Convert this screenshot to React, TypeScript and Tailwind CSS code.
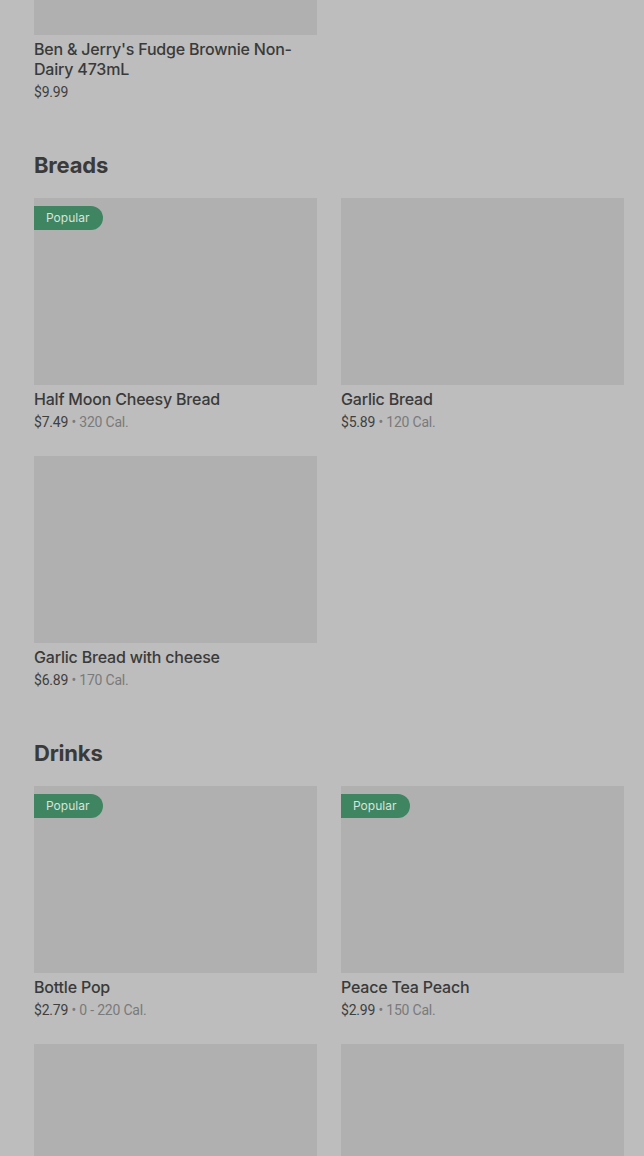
type Item = { name?: string; price?: string; cal?: string; popular?: boolean; imageH?: string };

const sections: { title?: string; items: Item[] }[] = [
  {
    items: [{ name: "Ben & Jerry's Fudge Brownie Non-Dairy 473mL", price: '$9.99', imageH: 'h-[35px]' }],
  },
  {
    title: 'Breads',
    items: [
      { name: 'Half Moon Cheesy Bread', price: '$7.49', cal: '320 Cal.', popular: true },
      { name: 'Garlic Bread', price: '$5.89', cal: '120 Cal.' },
      { name: 'Garlic Bread with cheese', price: '$6.89', cal: '170 Cal.' },
    ],
  },
  {
    title: 'Drinks',
    items: [
      { name: 'Bottle Pop', price: '$2.79', cal: '0 - 220 Cal.', popular: true },
      { name: 'Peace Tea Peach', price: '$2.99', cal: '150 Cal.', popular: true },
      // next row scrolls past the bottom of the window
      { imageH: 'h-[112px]' },
      { imageH: 'h-[112px]' },
    ],
  },
];

function Card({ item }: { item: Item }) {
  return (
    <div className="flex flex-col">
      <div className={`relative bg-[#b0b0b0] ${item.imageH ?? 'h-[187px]'}`}>
        {item.popular && (
          <span className="absolute left-0 top-2 h-6 pl-3 pr-[14px] rounded-r-full bg-[#3f8561] text-[12px] leading-6 text-[#d6e4dc] font-['Inter',sans-serif]">
            Popular
          </span>
        )}
      </div>
      {item.name && (
        <>
          <div className="mt-1 text-[16px] leading-5 font-medium text-[#3a3a3a] font-['Inter',sans-serif] tracking-[-0.2px]">
            {item.name}
          </div>
          <div className="mt-[3px] text-[14px] leading-5 text-[#3f3f3f] tracking-[-0.2px]">
            {item.price}
            {item.cal && (
              <span className="text-[#7a7a7a]">
                {' • '}
                {item.cal}
              </span>
            )}
          </div>
        </>
      )}
    </div>
  );
}

export default function App() {
  return (
    <div className="h-[1156px] bg-[#bdbdbd] pl-[34px] pr-5 font-['Roboto',sans-serif] overflow-hidden">
      <div className="flex flex-col gap-[49px]">
        {sections.map((section, i) => (
          <section key={i}>
            {section.title && (
              <h2 className="mb-[19px] h-7 text-[22px] leading-7 font-bold text-[#3a3a3a] font-['Inter',sans-serif] tracking-[-0.2px]">
                {section.title}
              </h2>
            )}
            <div className="grid grid-cols-2 gap-x-6 gap-y-6">
              {section.items.map((item, j) => (
                <Card key={j} item={item} />
              ))}
            </div>
          </section>
        ))}
      </div>
    </div>
  );
}
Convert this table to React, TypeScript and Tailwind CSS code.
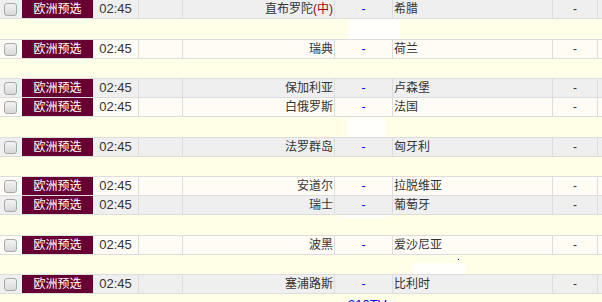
const matches = [
  { home: '直布罗陀', neutral: true, away: '希腊', gap: 'h-[21px]' },
  { home: '瑞典', away: '荷兰', gap: 'h-[20px]' },
  { home: '保加利亚', away: '卢森堡' },
  { home: '白俄罗斯', away: '法国', gap: 'h-[21px]' },
  { home: '法罗群岛', away: '匈牙利', gap: 'h-[20px]' },
  { home: '安道尔', away: '拉脱维亚' },
  { home: '瑞士', away: '葡萄牙', gap: 'h-[21px]' },
  { home: '波黑', away: '爱沙尼亚', gap: 'h-[20px]' },
  { home: '塞浦路斯', away: '比利时', gap: 'h-[30px]' },
];

function Spacer({ gap, index }: { gap: string; index: number }) {
  return (
    <div className={`relative w-full border-b border-[#dddddd] bg-[#ffffe7] overflow-hidden ${gap}`}>
      {/* stray white blocks left over in the spacer rows */}
      {index === 0 && <div className="absolute left-[348px] top-0 h-full w-[52px] bg-[#fffffb]" />}
      {index === 3 && <div className="absolute left-[347px] top-[1px] h-[19px] w-[38px] bg-[#fffffb]" />}
      {index === 6 && <div className="absolute left-[343px] top-0 h-[3px] w-[43px] bg-[#fffffb]" />}
      {index === 7 && (
        <>
          <div className="absolute left-[412px] top-[8px] h-[12px] w-[53px] bg-[#fffffb]" />
          <div className="absolute left-[458px] top-[4px] h-[1px] w-[1px] bg-[#0000cc]" />
        </>
      )}
      {index === 8 && (
        <span className="absolute left-[348px] top-[4px] text-[13px] leading-[13px] text-[#0000ee]">310TV</span>
      )}
    </div>
  );
}

export default function App() {
  return (
    <div
      className="w-[602px] h-[302px] overflow-hidden bg-white text-[12px] text-[#333333]"
      style={{ fontFamily: '"Liberation Sans", "Noto Sans CJK SC", sans-serif' }}
    >
      {matches.map((m, i) => (
        <div key={i}>
          <div
            className={`flex h-[19px] border-b border-[#dddddd] ${i % 2 === 0 ? 'bg-[#efefef]' : 'bg-[#fffcf6]'}`}
          >
            <div className="w-[22px] flex items-center pl-[4px]">
              <input
                type="checkbox"
                className="appearance-none w-[13px] h-[13px] rounded-[3px] border border-[#a8a8a8] bg-linear-to-b from-[#f3f3f3] to-[#d9d9d9]"
              />
            </div>
            <div className="w-[71px] bg-[#660033] text-white flex items-center justify-center">欧洲预选</div>
            <div className="w-[46px] border-r border-[#dddddd] flex items-center justify-center text-[13px]">02:45</div>
            <div className="w-[44px] border-r border-[#dddddd]" />
            <div className="w-[152px] border-r border-[#dddddd] flex items-center justify-end pr-[1px]">
              {m.home}
              {m.neutral && <span className="text-[#990000]">(中)</span>}
            </div>
            <div className="w-[58px] border-r border-[#dddddd] flex items-center justify-center text-[#0000ff]">-</div>
            <div className="w-[160px] border-r border-[#dddddd] flex items-center pl-[1px]">{m.away}</div>
            <div className="w-[45px] border-r border-[#dddddd] flex items-center justify-center">-</div>
            <div className="flex-1" />
          </div>
          {m.gap && <Spacer gap={m.gap} index={i} />}
        </div>
      ))}
    </div>
  );
}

==============================

- What to do
Review the preceding data and report every line that includes the string "code".

- Solution to the exercise
Convert this screenshot to React, TypeScript and Tailwind CSS code.
Convert this table to React, TypeScript and Tailwind CSS code.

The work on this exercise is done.